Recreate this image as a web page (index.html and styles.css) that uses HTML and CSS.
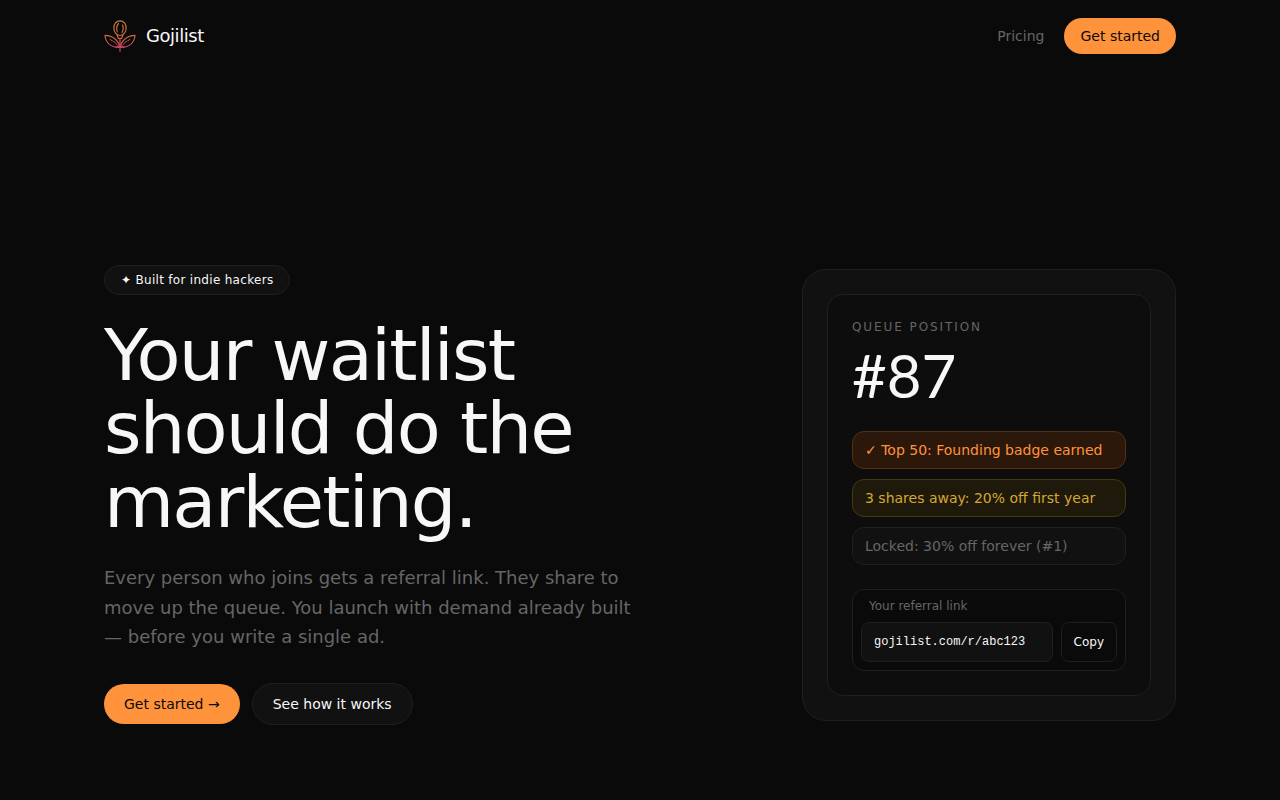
FILE: index.html
```html
<!DOCTYPE html>
<html lang="en">
<head>
<meta charset="utf-8">
<meta name="viewport" content="width=device-width, initial-scale=1">
<title>Gojilist</title>
<link rel="stylesheet" href="styles.css">
</head>
<body>
<header class="container header">
  <a class="brand" href="#">
    <svg class="brand-mark" viewBox="0 0 32 32" fill="none" stroke="url(#flame)" stroke-width="1.2" stroke-linecap="round" stroke-linejoin="round" aria-hidden="true">
      <defs>
        <linearGradient id="flame" gradientUnits="userSpaceOnUse" x1="0" y1="0" x2="0" y2="32">
          <stop offset="0.1" stop-color="#c9783c"/>
          <stop offset="0.6" stop-color="#c4623f"/>
          <stop offset="0.85" stop-color="#cc3f6c"/>
          <stop offset="1" stop-color="#7a5a5c"/>
        </linearGradient>
      </defs>
      <path d="M16 0.800C12.200 0.800 9.800 4 9.800 8C9.800 11.800 12.300 15.500 16 15.500C19.700 15.500 22.200 11.800 22.200 8C22.200 4 19.700 0.800 16 0.800Z"/>
      <path d="M14.500 3.500C12.800 5.500 12.300 9 13.300 12M18.500 5C19.500 7.500 19.300 10.500 18 12.500"/>
      <path d="M13 15L14.300 18.300H17.700L19 15M16 18.300V31.500"/>
      <path d="M16 27.500C14.500 20 8.500 15.500 1 15.300C1.500 22.500 6.500 27.500 16 27.500Z"/>
      <path d="M16 27.500C17.500 20 23.500 15.500 31 15.300C30.500 22.500 25.500 27.500 16 27.500Z"/>
      <path stroke-width="0.9" d="M6 19.500C9.500 21 12.500 23.500 16 27.500C19.500 23.500 22.500 21 26 19.500"/>
      <path stroke-width="1.600" d="M12 27H20"/>
    </svg>
    <span>Gojilist</span>
  </a>
  <nav class="nav">
    <a class="nav-link" href="#">Pricing</a>
    <a class="button button-primary button-small" href="#">Get started</a>
  </nav>
</header>
<main class="container hero">
  <section class="intro">
    <p class="badge">✦ Built for indie hackers</p>
    <h1 class="title">Your waitlist should do the marketing.</h1>
    <p class="lead">Every person who joins gets a referral link. They share to move up the queue. You launch with demand already built — before you write a single ad.</p>
    <div class="actions">
      <a class="button button-primary" href="#">Get started →</a>
      <a class="button button-secondary" href="#">See how it works</a>
    </div>
  </section>
  <section class="card">
    <div class="panel">
      <p class="eyebrow">Queue position</p>
      <p class="position">#87</p>
      <ul class="rewards">
        <li class="reward reward-earned">✓ Top 50: Founding badge earned</li>
        <li class="reward reward-next">3 shares away: 20% off first year</li>
        <li class="reward reward-locked">Locked: 30% off forever (#1)</li>
      </ul>
      <div class="referral">
        <label class="referral-label" for="referral-link">Your referral link</label>
        <div class="referral-row">
          <input class="referral-input" id="referral-link" type="text" value="gojilist.com/r/abc123" readonly>
          <button class="copy" type="button">Copy</button>
        </div>
      </div>
    </div>
  </section>
</main>
</body>
</html>
```
FILE: styles.css
```css
* {
  box-sizing: border-box;
}

body {
  margin: 0;
  background: #0a0a0a;
  color: #f7f7f7;
  font-family: "DejaVu Sans", sans-serif;
  font-size: 14px;
  line-height: 20px;
}

h1, p, ul {
  margin: 0;
  padding: 0;
}

a {
  color: inherit;
  text-decoration: none;
}

.container {
  max-width: 1120px;
  margin: 0 auto;
  padding: 0 24px;
}

.header {
  display: flex;
  align-items: center;
  justify-content: space-between;
  padding-top: 18px;
  padding-bottom: 18px;
}

.brand {
  display: flex;
  align-items: center;
  gap: 10px;
  font-size: 18px;
  letter-spacing: -0.025em;
}

.brand-mark {
  width: 32px;
  height: 32px;
}

.nav {
  display: flex;
  align-items: center;
  gap: 20px;
}

.nav-link {
  color: #666;
}

.button {
  padding: 10px 20px;
  border-radius: 999px;
  white-space: nowrap;
}

.button-primary {
  background: #ff933b;
  color: #0a0a0a;
}

.button-secondary {
  border: 1px solid #1f1f1f;
  background: #111;
}

.button-small {
  padding: 8px 16px;
}

.hero {
  display: flex;
  align-items: center;
  justify-content: space-between;
  gap: 48px;
  padding-top: 193px;
  padding-bottom: 75px;
}

.intro {
  flex: 0 1 544px;
}

.badge {
  width: fit-content;
  padding: 6px 16px;
  border: 1px solid #1f1f1f;
  border-radius: 999px;
  background: #111;
  font-size: 12px;
  line-height: 16px;
  letter-spacing: 0.025em;
}

.title {
  margin-top: 24px;
  font-size: 72px;
  font-weight: 400;
  line-height: 1.02;
  letter-spacing: -0.025em;
}

.lead {
  margin-top: 24px;
  color: #666;
  font-size: 18px;
  line-height: 1.625;
}

.actions {
  display: flex;
  align-items: center;
  gap: 12px;
  margin-top: 32px;
}

.card {
  flex: 0 1 374px;
  padding: 24px;
  border: 1px solid #1f1f1f;
  border-radius: 24px;
  background: #111;
}

.panel {
  padding: 24px;
  border: 1px solid #1f1f1f;
  border-radius: 16px;
  background: #0d0d0d;
}

.eyebrow {
  color: #666;
  font-size: 12px;
  line-height: 16px;
  letter-spacing: 0.16em;
  text-transform: uppercase;
}

.position {
  margin-top: 8px;
  font-family: Lato, sans-serif;
  font-size: 60px;
  line-height: 64px;
}

.rewards {
  display: grid;
  gap: 10px;
  margin-top: 24px;
  list-style: none;
}

.reward {
  padding: 8px 12px;
  border: 1px solid;
  border-radius: 12px;
}

.reward-earned {
  border-color: #57300f;
  background: #2c170b;
  color: #ff933b;
}

.reward-next {
  border-color: #463a10;
  background: #1f190b;
  color: #d4a832;
}

.reward-locked {
  border-color: #1f1f1f;
  background: #111;
  color: #666;
}

.referral {
  margin-top: 24px;
  padding: 8px;
  border: 1px solid #1f1f1f;
  border-radius: 12px;
  background: #0a0a0a;
  font-size: 12px;
  line-height: 16px;
}

.referral-label {
  display: block;
  padding: 0 8px;
  color: #666;
}

.referral-row {
  display: flex;
  gap: 8px;
  margin-top: 8px;
}

.referral-input {
  flex: 1;
  min-width: 0;
  height: 40px;
  padding: 0 12px;
  border: 1px solid #1f1f1f;
  border-radius: 8px;
  background: #111;
  color: #f7f7f7;
  font-family: "Liberation Mono", monospace;
  font-size: 12px;
}

.copy {
  padding: 0 12px;
  border: 1px solid #1f1f1f;
  border-radius: 8px;
  background: #0a0a0a;
  color: #f7f7f7;
  font-family: inherit;
  font-size: 12px;
  cursor: pointer;
}
```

========================================

Written exercise: Show all lines from the data above in which the word "styles" appears.

Expected answer:
Recreate this image as a web page (index.html and styles.css) that uses HTML and CSS.
<link rel="stylesheet" href="styles.css">
FILE: styles.css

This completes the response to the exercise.